Additionally, other detainee cases (like Boumediene v. Bush which is to be brought before the Supreme Court today for oral arguments) may result in decisions that may impact the ongoing Hamdan case.

Frankly, there are probably other things that could happen — things that we cannot predict — that would result in a more favorable outcome for Hamdan.

Thus the delaying strategy.

OK: we now have some insight into where Hamdan has been and where it is going. But what does this mean to you and me?

Well, having recently retired from the military allow me to offer just one that comes immediately to mind: that precedent will be established that

— turns battlefields into crime scenes;

— requires Soldiers to “Mirandize” bad guys ;

— forces military operations to become legal operations , where troops in the field will strike an enemy objective and suddenly be thrust into a world of trial judges, attorneys, crime scene recovery, discovery .

— pulls soldiers from the field to testify and defend their actions in a court, resulting in military units becoming combat ineffective for the duration of the trial.

Controlling a crime scene is hard enough in a city like Washington, DC. Imagine having to control a crime scene in a denied enemy territory.

And allow me to leave you with a final thought.

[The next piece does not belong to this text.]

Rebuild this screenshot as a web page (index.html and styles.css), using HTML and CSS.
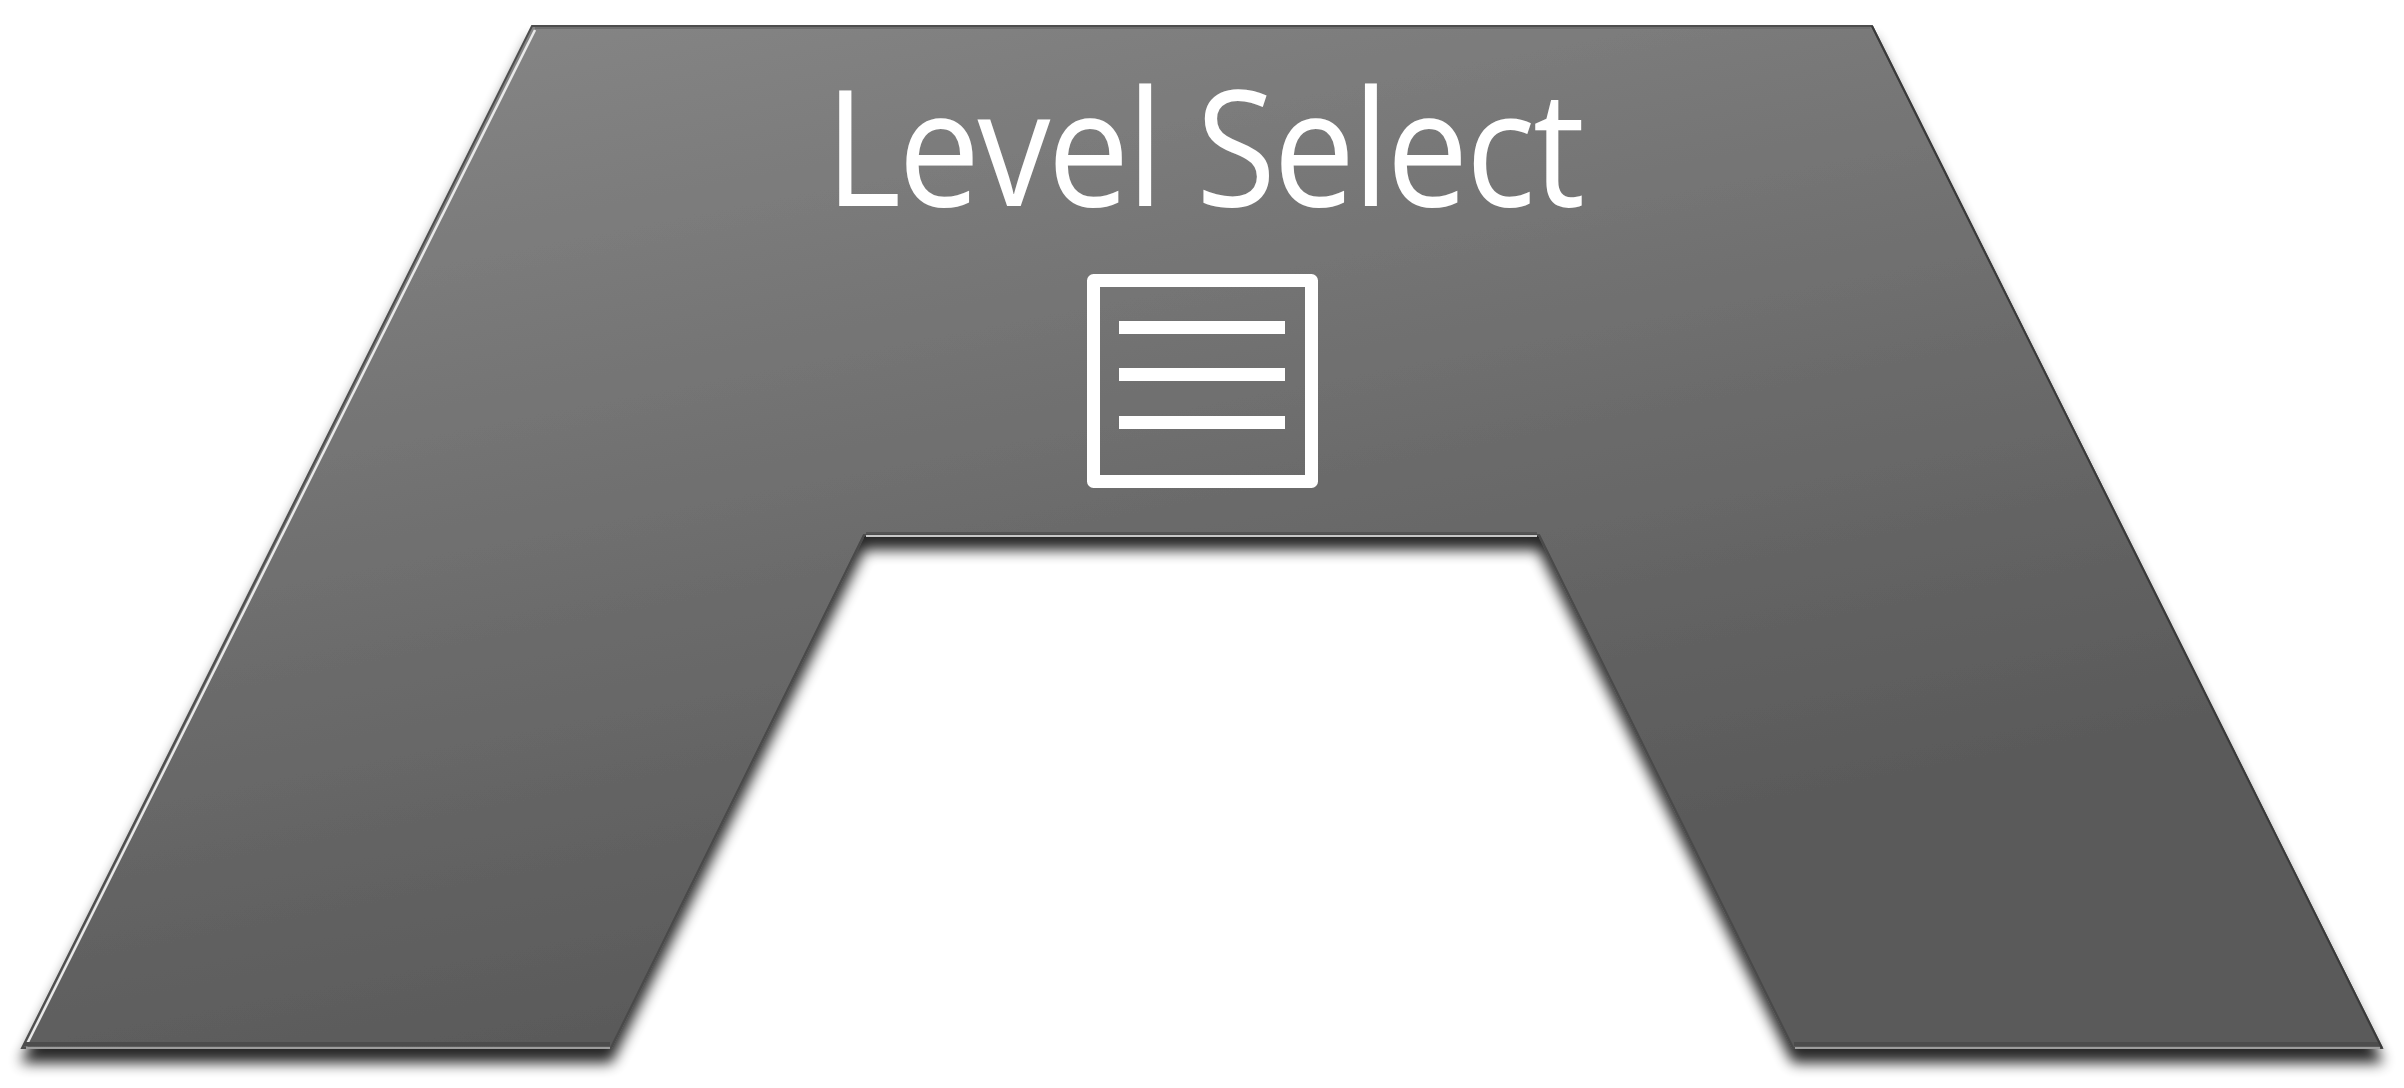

I have visited Gitmo twice, and have wrestled with detainee issues in places like Kosovo and Iraq, and I am always left with a feeling of pride as I watch the professionals of our military legal system work tirelessly to give ethical and fair treatment to all.

You may disagree and challenge the concept or structure of the military commissions; you may disagree and challenge recent court and Congressional decisions regarding Habeas Corpus; you may even disagree with and challenge the Administration’s policies. That is all fair game.

But please do not challenge the integrity of the men and woman of our legal system who have taken a Constitutional oath to provide us their best. We can continue to count on them to do what is right.